Tom Bryce, chairman of Dundee Sub Aqua Club, said the victim was a popular member of the club who would be “sadly” missed.
In a statement, he said: “The Officers and members of Dundee SAC, a branch of the British Sub Aqua Club, wish to express their sincere condolences and support to the family and friends of one of our members who sadly died following a dive off Fife Ness, Fife on Monday evening 16 August 2010.
“The diver, who has not yet been formally named, was a keen and enthusiastic member of the diving club and was well liked and will be sadly missed by all members of the club.
“The police are undertaking an investigation and will be submitting a report to the Procurator Fiscal and so we are unable to comment further.
“All members of the Dundee SAC are shocked by this incident and their thoughts are with the family and friends of our friend and colleague at this difficult time.”

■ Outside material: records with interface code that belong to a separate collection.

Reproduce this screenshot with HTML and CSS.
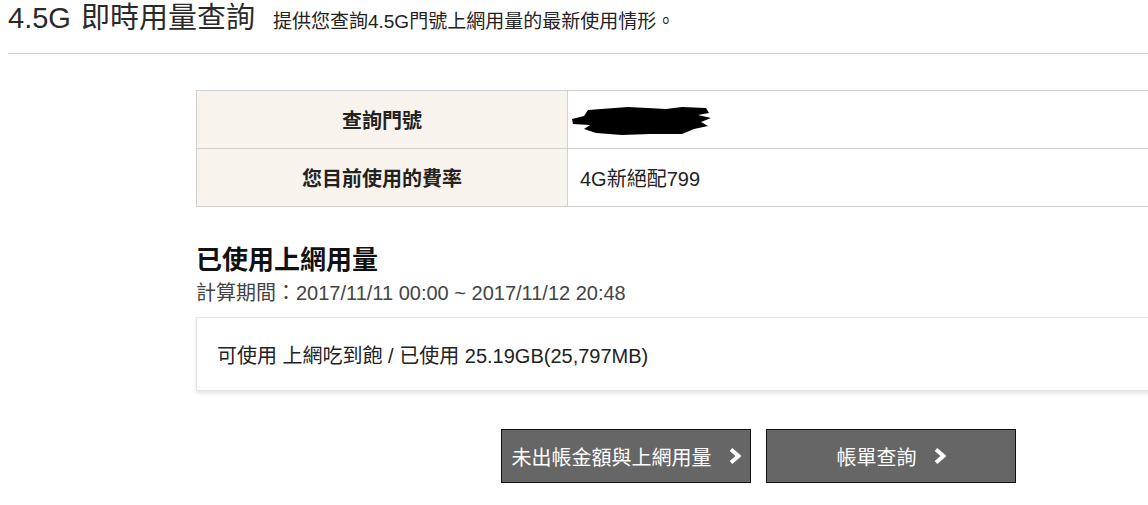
FILE: index.html
```html
<!DOCTYPE html>
<html lang="zh-Hant">
<head>
    <meta charset="UTF-8">
    <meta name="viewport" content="width=device-width, initial-scale=1.0">
    <title>4.5G 即時用量查詢</title>
    <link rel="stylesheet" href="styles.css">
</head>
<body>
    <header class="page-head">
        <h1>4.5G 即時用量查詢</h1>
        <span class="lead">提供您查詢4.5G門號上網用量的最新使用情形。</span>
    </header>
    <hr class="divider">

    <main class="content">
        <table class="info">
            <tr>
                <th>查詢門號</th>
                <td>
                    <svg class="redact" width="142" height="32" viewBox="0 0 142 32">
                        <path d="M2 15 L14 12 L18 6 L58 3 L96 5 L112 3 L136 4 L139 9 L128 11 L141 14 L131 18 L138 22 L124 25 L112 30 L80 30 L52 31 L26 29 L14 25 L20 21 L3 20 Z" fill="#000"/>
                    </svg>
                </td>
            </tr>
            <tr>
                <th>您目前使用的費率</th>
                <td>4G新絕配799</td>
            </tr>
        </table>

        <section class="usage">
            <h2>已使用上網用量</h2>
            <p class="period">計算期間：2017/11/11 00:00 ~ 2017/11/12 20:48</p>
            <div class="usage-box">可使用 上網吃到飽 / 已使用 25.19GB(25,797MB)</div>
        </section>

        <div class="actions">
            <a class="btn" href="#">未出帳金額與上網用量
                <svg class="chev" width="12" height="18" viewBox="0 0 12 18"><polyline points="2,2.5 9.5,9 2,15.5" fill="none" stroke="#fff" stroke-width="4"/></svg>
            </a>
            <a class="btn" href="#">帳單查詢
                <svg class="chev" width="12" height="18" viewBox="0 0 12 18"><polyline points="2,2.5 9.5,9 2,15.5" fill="none" stroke="#fff" stroke-width="4"/></svg>
            </a>
        </div>
    </main>
</body>
</html>
```

FILE: styles.css
```css
html, body {
    overflow: hidden;
}

body {
    margin: 0;
    font-family: "Liberation Sans", "Noto Sans CJK TC", sans-serif;
    color: #222;
    background: #fff;
}

.page-head {
    display: flex;
    align-items: baseline;
    padding: 0 8px;
    height: 36px;
}

.page-head h1 {
    margin: 0;
    font-size: 29px;
    font-weight: normal;
    line-height: 36px;
    color: #2a2a2a;
    word-spacing: 2px;
}

.lead {
    margin-left: 18px;
    font-size: 19px;
    color: #222;
}

.divider {
    margin: 17px 0 0 8px;
    border: none;
    border-top: 1px solid #d0d0d0;
}

.content {
    width: 1125px;
    margin-left: 196px;
}

.info {
    width: 100%;
    margin-top: 36px;
    border-collapse: collapse;
    font-size: 20px;
}

.info th, .info td {
    height: 57px;
    border: 1px solid #d0d0d0;
    padding: 0 12px;
}

.info th {
    width: 346px;
    background: #f8f3ec;
    font-weight: bold;
    text-align: center;
}

.info td {
    text-align: left;
}

.redact {
    display: block;
    margin-left: -10px;
}

.usage h2 {
    margin: 38px 0 0;
    font-size: 26px;
    line-height: 30px;
    color: #111;
}

.period {
    margin: 5px 0 0;
    font-size: 20px;
    line-height: 26px;
    color: #444;
}

.usage-box {
    margin-top: 11px;
    height: 72px;
    padding: 0 20px;
    display: flex;
    align-items: center;
    font-size: 20px;
    border: 1px solid #e4e4e8;
    box-shadow: 0 2px 4px rgba(0, 0, 0, 0.12);
}

.actions {
    display: flex;
    justify-content: center;
    gap: 15px;
    margin-top: 38px;
}

.btn {
    width: 248px;
    height: 52px;
    display: flex;
    align-items: center;
    justify-content: center;
    gap: 17px;
    background: #666;
    border: 1px solid #111;
    color: #fff;
    font-size: 20px;
    text-decoration: none;
}

.chev {
    display: block;
}
```
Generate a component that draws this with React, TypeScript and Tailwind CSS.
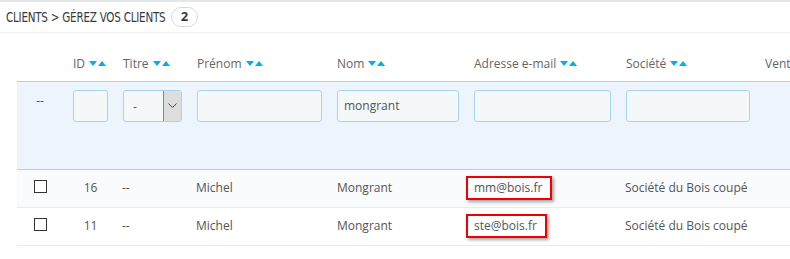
import React from "react";

type Col = { key: string; label: string; width: number; input?: boolean; select?: boolean; value?: string };

const COLUMNS: Col[] = [
  { key: "id", label: "ID", width: 50, input: true },
  { key: "title", label: "Titre", width: 74, select: true },
  { key: "firstname", label: "Prénom", width: 140, input: true },
  { key: "lastname", label: "Nom", width: 137, input: true, value: "mongrant" },
  { key: "email", label: "Adresse e-mail", width: 152, input: true },
  { key: "company", label: "Société", width: 139, input: true },
  { key: "sales", label: "Ventes", width: 90 },
];

const ROWS = [
  { id: 16, title: "--", firstname: "Michel", lastname: "Mongrant", email: "mm@bois.fr", company: "Société du Bois coupé", boxW: "w-[86px]" },
  { id: 11, title: "--", firstname: "Michel", lastname: "Mongrant", email: "ste@bois.fr", company: "Société du Bois coupé", boxW: "w-[81px]" },
];

function SortArrows() {
  return (
    <svg width="17" height="6" viewBox="0 0 17 6" className="inline-block ml-[4px] align-[1px]">
      <polygon points="0,0 8,0 4,5" fill="#00aff0" />
      <polygon points="9,5 17,5 13,0" fill="#00aff0" />
    </svg>
  );
}

export default function App() {
  return (
    <div className="w-[790px] h-[259px] overflow-hidden bg-white font-['Open_Sans',sans-serif] text-[12px] text-[#555]">
      <div className="h-[33px] flex items-center pl-[6px] border-t-2 border-b border-t-[#e4e7e9] border-b-[#eeeeee]">
        {/* condensed title: no condensed face installed, so squeeze it */}
        <div className="w-[155px] shrink-0 whitespace-nowrap overflow-visible">
          <div className="inline-block [transform:scaleX(0.74)] [transform-origin:left_center] font-['DejaVu_Sans',sans-serif] text-[14px] tracking-[-0.3px] text-[#363a41] uppercase">
            Clients &gt; Gérez vos clients
          </div>
        </div>
        <span className="ml-[10px] h-[20px] min-w-[27px] px-[8px] flex items-center justify-center rounded-full border border-[#d6d9dc] text-[13px] font-bold text-[#363a41]">
          2
        </span>
      </div>

      <div className="pl-[17px]">
        <table className="table-fixed border-collapse w-[828px]">
          <colgroup>
            <col className="w-[46px]" />
            {COLUMNS.map((c) => (
              <col key={c.key} style={{ width: c.width }} />
            ))}
          </colgroup>
          <thead>
            <tr className="h-[48px]">
              <th className="align-bottom pb-[8px]" />
              {COLUMNS.map((c) => (
                <th key={c.key} className="align-bottom pb-[8px] pl-[10px] pr-[5px] text-left font-normal text-[#656565] whitespace-nowrap overflow-hidden">
                  {c.label}
                  {c.key !== "sales" && <SortArrows />}
                </th>
              ))}
            </tr>
            <tr className="h-[88px] bg-[#edf4fb] border-y border-[#a7d4ef]">
              <td className="align-top pt-[10px] text-center">--</td>
              {COLUMNS.map((c) => (
                <td key={c.key} className="align-top pt-[8px] pl-[10px] pr-[5px]">
                  {c.input && (
                    <div className="h-[32px] rounded-[3px] border border-[#a7d4ef] bg-[#f5f8f9] flex items-center px-[6px] text-[12px] text-[#555]">
                      {c.value}
                    </div>
                  )}
                  {c.select && (
                    <div className="h-[32px] rounded-[3px] border border-[#a7d4ef] bg-[#f5f8f9] flex items-stretch overflow-hidden">
                      <span className="flex-1 flex items-center pl-[9px] pt-[2px]">-</span>
                      <span className="w-[18px] bg-[#dddddd] border-l border-[#8a8a8a] flex items-center justify-center">
                        <svg width="9" height="6" viewBox="0 0 9 6">
                          <polyline points="0.5,0.5 4.5,4.5 8.5,0.5" fill="none" stroke="#444" strokeWidth="1" />
                        </svg>
                      </span>
                    </div>
                  )}
                </td>
              ))}
            </tr>
          </thead>
          <tbody>
            {ROWS.map((r, i) => (
              <tr key={r.id} className={`h-[38px] border-b border-[#eaedef] ${i === 0 ? "bg-[#fafbfc]" : "bg-white"}`}>
                <td className="text-center align-middle">
                  <span className="inline-block w-[13px] h-[13px] border border-[#333] bg-white align-[-1px]" />
                </td>
                <td className="pl-[10px] pr-[5px] text-center">{r.id}</td>
                <td className="pl-[9px] pr-[5px]">{r.title}</td>
                <td className="pl-[9px] pr-[5px]">{r.firstname}</td>
                <td className="pl-[10px] pr-[5px]">{r.lastname}</td>
                <td className="pl-[2px] pr-[5px]">
                  <span className={`inline-block h-[24px] ${r.boxW} border-2 border-[#ee0000] pl-[6px] leading-[19px] shadow-[2px_2px_3px_rgba(0,0,0,0.35)]`}>
                    {r.email}
                  </span>
                </td>
                <td className="pl-[9px] pr-[5px] whitespace-nowrap">{r.company}</td>
                <td className="pl-[10px]" />
              </tr>
            ))}
          </tbody>
        </table>
      </div>
    </div>
  );
}
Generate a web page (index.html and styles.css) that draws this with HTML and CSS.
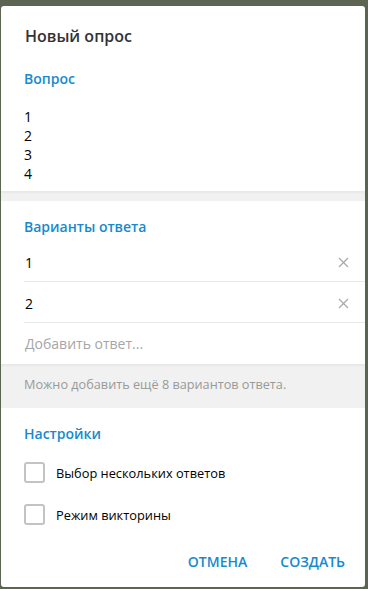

It was revealed the woman had been married for 18 years but had no children.
Her husband has been informed but police are still trying to contact other family members.
Evening dives at Fife Ness are a regular outing for the Dundee Sub Aqua Club which was founded in 1968 and has around 45 members.
Other dive sites which the club visits regularly include St Abbs, Elie Harbour, the Isle of May and Rosehearty.
The club has its own 7m boat and eight scuba sets which trainees can use whilst learning to dive.
Fife police are investigating the death and have submitted a report to the local Procurator Fiscal, they say there appeared to be no suspicious circumstances.
Jim Watson, safety officer for the British Sub Aqua Club which the Dundee club is affiliated to, said that diving deaths were relatively rare given the number of people taking part and the hazardous nature of the sport.
Mr Watson Said: “Every death is a tragedy.
“There are estimated to be around 250,000 active divers in the UK, who carry out around 2 million individual dives per year.
“The average number of deaths per year is 17.
“Every year the British Sub Aqua Club compiles a report on every diving incident, including fatalities, to see what lessons can be learned.
“It is a very safe sport considering the number of people taking part and the alien environment in which it takes place.”
There were 14 deaths associated with diving recorded in 2009, and 10 deaths were recorded in 2008.